**TASK INPUTS:**
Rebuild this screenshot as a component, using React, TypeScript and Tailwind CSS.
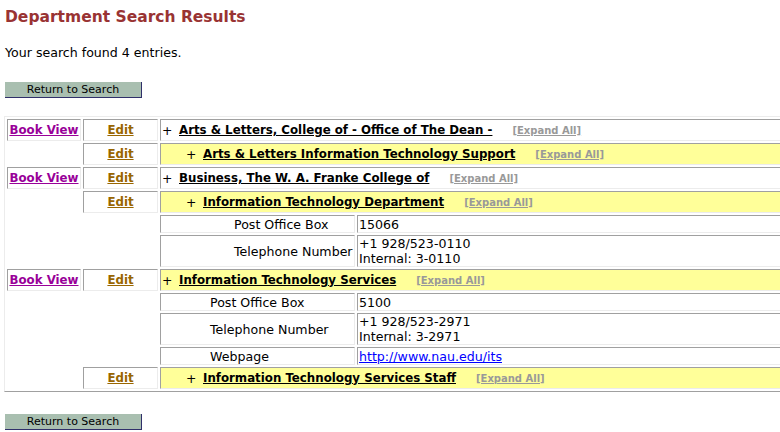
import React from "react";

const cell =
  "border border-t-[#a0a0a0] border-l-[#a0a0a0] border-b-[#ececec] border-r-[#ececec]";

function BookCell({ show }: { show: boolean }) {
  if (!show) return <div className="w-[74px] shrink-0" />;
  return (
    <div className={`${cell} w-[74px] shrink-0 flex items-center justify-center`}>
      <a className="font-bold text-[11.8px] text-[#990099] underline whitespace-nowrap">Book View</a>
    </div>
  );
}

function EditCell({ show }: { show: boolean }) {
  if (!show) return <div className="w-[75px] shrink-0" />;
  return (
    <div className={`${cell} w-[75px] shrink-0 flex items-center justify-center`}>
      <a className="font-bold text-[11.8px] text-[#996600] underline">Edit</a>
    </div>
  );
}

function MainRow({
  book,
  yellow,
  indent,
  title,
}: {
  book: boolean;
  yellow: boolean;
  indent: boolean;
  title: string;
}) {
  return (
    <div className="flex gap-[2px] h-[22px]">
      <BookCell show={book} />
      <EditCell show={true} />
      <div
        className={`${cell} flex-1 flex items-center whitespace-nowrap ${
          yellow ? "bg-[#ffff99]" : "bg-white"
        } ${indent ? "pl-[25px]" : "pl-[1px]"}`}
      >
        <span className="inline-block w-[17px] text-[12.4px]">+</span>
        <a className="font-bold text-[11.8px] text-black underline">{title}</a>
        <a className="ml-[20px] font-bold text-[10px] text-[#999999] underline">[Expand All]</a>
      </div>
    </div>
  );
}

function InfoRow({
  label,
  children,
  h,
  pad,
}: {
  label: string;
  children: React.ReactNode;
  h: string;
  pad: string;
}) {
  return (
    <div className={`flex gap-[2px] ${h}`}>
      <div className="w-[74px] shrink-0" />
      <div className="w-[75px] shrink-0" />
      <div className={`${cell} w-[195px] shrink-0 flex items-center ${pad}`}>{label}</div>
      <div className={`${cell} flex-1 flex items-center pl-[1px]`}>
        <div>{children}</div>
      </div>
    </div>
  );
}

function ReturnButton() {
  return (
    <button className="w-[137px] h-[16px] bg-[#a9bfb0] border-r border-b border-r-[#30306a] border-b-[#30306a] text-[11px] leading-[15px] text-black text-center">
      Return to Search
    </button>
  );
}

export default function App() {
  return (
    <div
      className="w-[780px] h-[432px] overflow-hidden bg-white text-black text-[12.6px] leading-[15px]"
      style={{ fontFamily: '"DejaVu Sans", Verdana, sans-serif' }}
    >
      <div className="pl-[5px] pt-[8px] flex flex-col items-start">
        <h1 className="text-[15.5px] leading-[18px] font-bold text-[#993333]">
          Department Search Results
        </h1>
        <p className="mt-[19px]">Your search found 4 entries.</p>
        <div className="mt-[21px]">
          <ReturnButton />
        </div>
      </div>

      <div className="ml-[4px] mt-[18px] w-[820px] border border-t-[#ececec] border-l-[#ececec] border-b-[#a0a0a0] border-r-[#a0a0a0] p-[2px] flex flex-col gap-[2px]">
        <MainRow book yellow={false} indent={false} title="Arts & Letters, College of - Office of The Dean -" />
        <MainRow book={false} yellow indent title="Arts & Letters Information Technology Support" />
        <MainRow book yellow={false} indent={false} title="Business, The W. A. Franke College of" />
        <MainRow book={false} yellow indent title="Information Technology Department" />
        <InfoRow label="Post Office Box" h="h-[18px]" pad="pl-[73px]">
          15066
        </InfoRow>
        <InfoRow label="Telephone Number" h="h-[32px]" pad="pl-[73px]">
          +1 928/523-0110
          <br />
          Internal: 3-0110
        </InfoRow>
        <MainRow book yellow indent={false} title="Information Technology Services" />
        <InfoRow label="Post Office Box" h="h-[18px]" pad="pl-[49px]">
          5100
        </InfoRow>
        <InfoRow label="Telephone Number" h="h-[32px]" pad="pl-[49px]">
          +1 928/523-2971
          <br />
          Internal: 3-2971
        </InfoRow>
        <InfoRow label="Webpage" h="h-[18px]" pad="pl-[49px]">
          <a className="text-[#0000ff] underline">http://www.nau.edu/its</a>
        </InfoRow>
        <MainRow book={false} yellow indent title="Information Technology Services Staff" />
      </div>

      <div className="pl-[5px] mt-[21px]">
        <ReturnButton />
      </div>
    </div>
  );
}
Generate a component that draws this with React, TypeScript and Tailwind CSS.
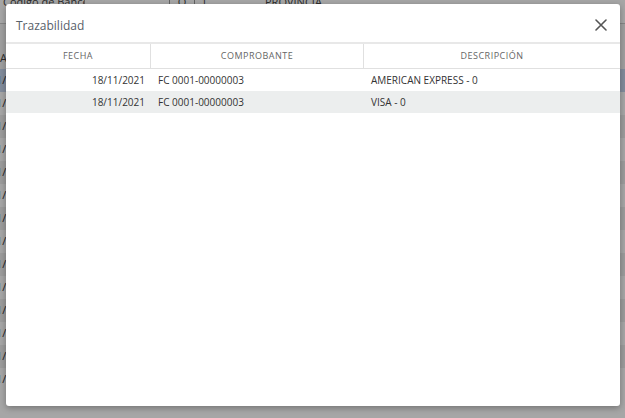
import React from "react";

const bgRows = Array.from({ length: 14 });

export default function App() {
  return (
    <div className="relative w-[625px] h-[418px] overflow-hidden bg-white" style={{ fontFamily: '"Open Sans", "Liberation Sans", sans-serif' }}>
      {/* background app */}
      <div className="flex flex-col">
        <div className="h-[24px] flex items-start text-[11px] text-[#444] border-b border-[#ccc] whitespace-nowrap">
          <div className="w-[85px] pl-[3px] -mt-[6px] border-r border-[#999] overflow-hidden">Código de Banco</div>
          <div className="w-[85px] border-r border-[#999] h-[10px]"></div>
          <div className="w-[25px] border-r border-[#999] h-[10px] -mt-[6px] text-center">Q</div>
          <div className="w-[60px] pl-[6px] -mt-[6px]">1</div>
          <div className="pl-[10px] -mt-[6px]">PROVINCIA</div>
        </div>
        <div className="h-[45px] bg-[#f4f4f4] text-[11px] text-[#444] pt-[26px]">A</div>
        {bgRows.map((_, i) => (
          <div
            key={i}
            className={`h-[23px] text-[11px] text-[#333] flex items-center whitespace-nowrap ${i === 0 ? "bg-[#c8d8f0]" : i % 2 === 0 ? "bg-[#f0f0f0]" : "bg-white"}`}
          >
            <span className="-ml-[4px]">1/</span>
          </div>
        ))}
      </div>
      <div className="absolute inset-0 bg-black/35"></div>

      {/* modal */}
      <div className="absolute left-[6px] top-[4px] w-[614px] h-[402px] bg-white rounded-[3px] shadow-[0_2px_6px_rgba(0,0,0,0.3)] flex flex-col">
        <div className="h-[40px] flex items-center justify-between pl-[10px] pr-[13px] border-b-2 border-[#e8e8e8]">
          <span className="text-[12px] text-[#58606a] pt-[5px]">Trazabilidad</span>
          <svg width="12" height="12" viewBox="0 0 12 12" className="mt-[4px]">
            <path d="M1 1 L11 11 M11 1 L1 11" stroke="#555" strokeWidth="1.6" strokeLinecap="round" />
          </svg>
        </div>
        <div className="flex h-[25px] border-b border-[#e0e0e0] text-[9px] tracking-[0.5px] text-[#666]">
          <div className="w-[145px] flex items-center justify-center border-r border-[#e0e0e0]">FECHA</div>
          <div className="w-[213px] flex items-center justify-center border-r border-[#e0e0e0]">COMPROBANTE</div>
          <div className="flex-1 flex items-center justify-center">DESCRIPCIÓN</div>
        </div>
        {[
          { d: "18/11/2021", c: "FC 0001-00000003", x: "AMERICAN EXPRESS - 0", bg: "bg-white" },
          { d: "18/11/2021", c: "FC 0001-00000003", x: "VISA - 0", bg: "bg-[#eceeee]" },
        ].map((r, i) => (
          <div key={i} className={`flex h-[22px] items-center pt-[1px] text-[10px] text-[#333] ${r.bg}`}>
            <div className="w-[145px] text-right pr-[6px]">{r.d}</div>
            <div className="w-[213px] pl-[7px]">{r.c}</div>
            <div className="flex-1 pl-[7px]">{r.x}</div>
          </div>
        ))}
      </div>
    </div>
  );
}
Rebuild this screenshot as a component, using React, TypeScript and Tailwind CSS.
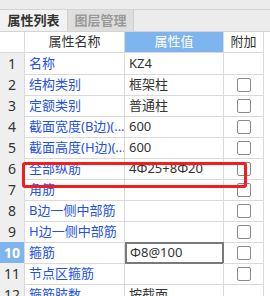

**INSTRUCTIONS FOR THE TASK:** Reproduce every record above exactly, omitting the pictures.

**EXERCISE RESULT:**
Rebuild this screenshot as a component, using React, TypeScript and Tailwind CSS.
import React from "react";

const cell =
  "border border-t-[#a0a0a0] border-l-[#a0a0a0] border-b-[#ececec] border-r-[#ececec]";

function BookCell({ show }: { show: boolean }) {
  if (!show) return <div className="w-[74px] shrink-0" />;
  return (
    <div className={`${cell} w-[74px] shrink-0 flex items-center justify-center`}>
      <a className="font-bold text-[11.8px] text-[#990099] underline whitespace-nowrap">Book View</a>
    </div>
  );
}

function EditCell({ show }: { show: boolean }) {
  if (!show) return <div className="w-[75px] shrink-0" />;
  return (
    <div className={`${cell} w-[75px] shrink-0 flex items-center justify-center`}>
      <a className="font-bold text-[11.8px] text-[#996600] underline">Edit</a>
    </div>
  );
}

function MainRow({
  book,
  yellow,
  indent,
  title,
}: {
  book: boolean;
  yellow: boolean;
  indent: boolean;
  title: string;
}) {
  return (
    <div className="flex gap-[2px] h-[22px]">
      <BookCell show={book} />
      <EditCell show={true} />
      <div
        className={`${cell} flex-1 flex items-center whitespace-nowrap ${
          yellow ? "bg-[#ffff99]" : "bg-white"
        } ${indent ? "pl-[25px]" : "pl-[1px]"}`}
      >
        <span className="inline-block w-[17px] text-[12.4px]">+</span>
        <a className="font-bold text-[11.8px] text-black underline">{title}</a>
        <a className="ml-[20px] font-bold text-[10px] text-[#999999] underline">[Expand All]</a>
      </div>
    </div>
  );
}

function InfoRow({
  label,
  children,
  h,
  pad,
}: {
  label: string;
  children: React.ReactNode;
  h: string;
  pad: string;
}) {
  return (
    <div className={`flex gap-[2px] ${h}`}>
      <div className="w-[74px] shrink-0" />
      <div className="w-[75px] shrink-0" />
      <div className={`${cell} w-[195px] shrink-0 flex items-center ${pad}`}>{label}</div>
      <div className={`${cell} flex-1 flex items-center pl-[1px]`}>
        <div>{children}</div>
      </div>
    </div>
  );
}

function ReturnButton() {
  return (
    <button className="w-[137px] h-[16px] bg-[#a9bfb0] border-r border-b border-r-[#30306a] border-b-[#30306a] text-[11px] leading-[15px] text-black text-center">
      Return to Search
    </button>
  );
}

export default function App() {
  return (
    <div
      className="w-[780px] h-[432px] overflow-hidden bg-white text-black text-[12.6px] leading-[15px]"
      style={{ fontFamily: '"DejaVu Sans", Verdana, sans-serif' }}
    >
      <div className="pl-[5px] pt-[8px] flex flex-col items-start">
        <h1 className="text-[15.5px] leading-[18px] font-bold text-[#993333]">
          Department Search Results
        </h1>
        <p className="mt-[19px]">Your search found 4 entries.</p>
        <div className="mt-[21px]">
          <ReturnButton />
        </div>
      </div>

      <div className="ml-[4px] mt-[18px] w-[820px] border border-t-[#ececec] border-l-[#ececec] border-b-[#a0a0a0] border-r-[#a0a0a0] p-[2px] flex flex-col gap-[2px]">
        <MainRow book yellow={false} indent={false} title="Arts & Letters, College of - Office of The Dean -" />
        <MainRow book={false} yellow indent title="Arts & Letters Information Technology Support" />
        <MainRow book yellow={false} indent={false} title="Business, The W. A. Franke College of" />
        <MainRow book={false} yellow indent title="Information Technology Department" />
        <InfoRow label="Post Office Box" h="h-[18px]" pad="pl-[73px]">
          15066
        </InfoRow>
        <InfoRow label="Telephone Number" h="h-[32px]" pad="pl-[73px]">
          +1 928/523-0110
          <br />
          Internal: 3-0110
        </InfoRow>
        <MainRow book yellow indent={false} title="Information Technology Services" />
        <InfoRow label="Post Office Box" h="h-[18px]" pad="pl-[49px]">
          5100
        </InfoRow>
        <InfoRow label="Telephone Number" h="h-[32px]" pad="pl-[49px]">
          +1 928/523-2971
          <br />
          Internal: 3-2971
        </InfoRow>
        <InfoRow label="Webpage" h="h-[18px]" pad="pl-[49px]">
          <a className="text-[#0000ff] underline">http://www.nau.edu/its</a>
        </InfoRow>
        <MainRow book={false} yellow indent title="Information Technology Services Staff" />
      </div>

      <div className="pl-[5px] mt-[21px]">
        <ReturnButton />
      </div>
    </div>
  );
}
Generate a component that draws this with React, TypeScript and Tailwind CSS.
import React from "react";

const bgRows = Array.from({ length: 14 });

export default function App() {
  return (
    <div className="relative w-[625px] h-[418px] overflow-hidden bg-white" style={{ fontFamily: '"Open Sans", "Liberation Sans", sans-serif' }}>
      {/* background app */}
      <div className="flex flex-col">
        <div className="h-[24px] flex items-start text-[11px] text-[#444] border-b border-[#ccc] whitespace-nowrap">
          <div className="w-[85px] pl-[3px] -mt-[6px] border-r border-[#999] overflow-hidden">Código de Banco</div>
          <div className="w-[85px] border-r border-[#999] h-[10px]"></div>
          <div className="w-[25px] border-r border-[#999] h-[10px] -mt-[6px] text-center">Q</div>
          <div className="w-[60px] pl-[6px] -mt-[6px]">1</div>
          <div className="pl-[10px] -mt-[6px]">PROVINCIA</div>
        </div>
        <div className="h-[45px] bg-[#f4f4f4] text-[11px] text-[#444] pt-[26px]">A</div>
        {bgRows.map((_, i) => (
          <div
            key={i}
            className={`h-[23px] text-[11px] text-[#333] flex items-center whitespace-nowrap ${i === 0 ? "bg-[#c8d8f0]" : i % 2 === 0 ? "bg-[#f0f0f0]" : "bg-white"}`}
          >
            <span className="-ml-[4px]">1/</span>
          </div>
        ))}
      </div>
      <div className="absolute inset-0 bg-black/35"></div>

      {/* modal */}
      <div className="absolute left-[6px] top-[4px] w-[614px] h-[402px] bg-white rounded-[3px] shadow-[0_2px_6px_rgba(0,0,0,0.3)] flex flex-col">
        <div className="h-[40px] flex items-center justify-between pl-[10px] pr-[13px] border-b-2 border-[#e8e8e8]">
          <span className="text-[12px] text-[#58606a] pt-[5px]">Trazabilidad</span>
          <svg width="12" height="12" viewBox="0 0 12 12" className="mt-[4px]">
            <path d="M1 1 L11 11 M11 1 L1 11" stroke="#555" strokeWidth="1.6" strokeLinecap="round" />
          </svg>
        </div>
        <div className="flex h-[25px] border-b border-[#e0e0e0] text-[9px] tracking-[0.5px] text-[#666]">
          <div className="w-[145px] flex items-center justify-center border-r border-[#e0e0e0]">FECHA</div>
          <div className="w-[213px] flex items-center justify-center border-r border-[#e0e0e0]">COMPROBANTE</div>
          <div className="flex-1 flex items-center justify-center">DESCRIPCIÓN</div>
        </div>
        {[
          { d: "18/11/2021", c: "FC 0001-00000003", x: "AMERICAN EXPRESS - 0", bg: "bg-white" },
          { d: "18/11/2021", c: "FC 0001-00000003", x: "VISA - 0", bg: "bg-[#eceeee]" },
        ].map((r, i) => (
          <div key={i} className={`flex h-[22px] items-center pt-[1px] text-[10px] text-[#333] ${r.bg}`}>
            <div className="w-[145px] text-right pr-[6px]">{r.d}</div>
            <div className="w-[213px] pl-[7px]">{r.c}</div>
            <div className="flex-1 pl-[7px]">{r.x}</div>
          </div>
        ))}
      </div>
    </div>
  );
}
Rebuild this screenshot as a component, using React, TypeScript and Tailwind CSS.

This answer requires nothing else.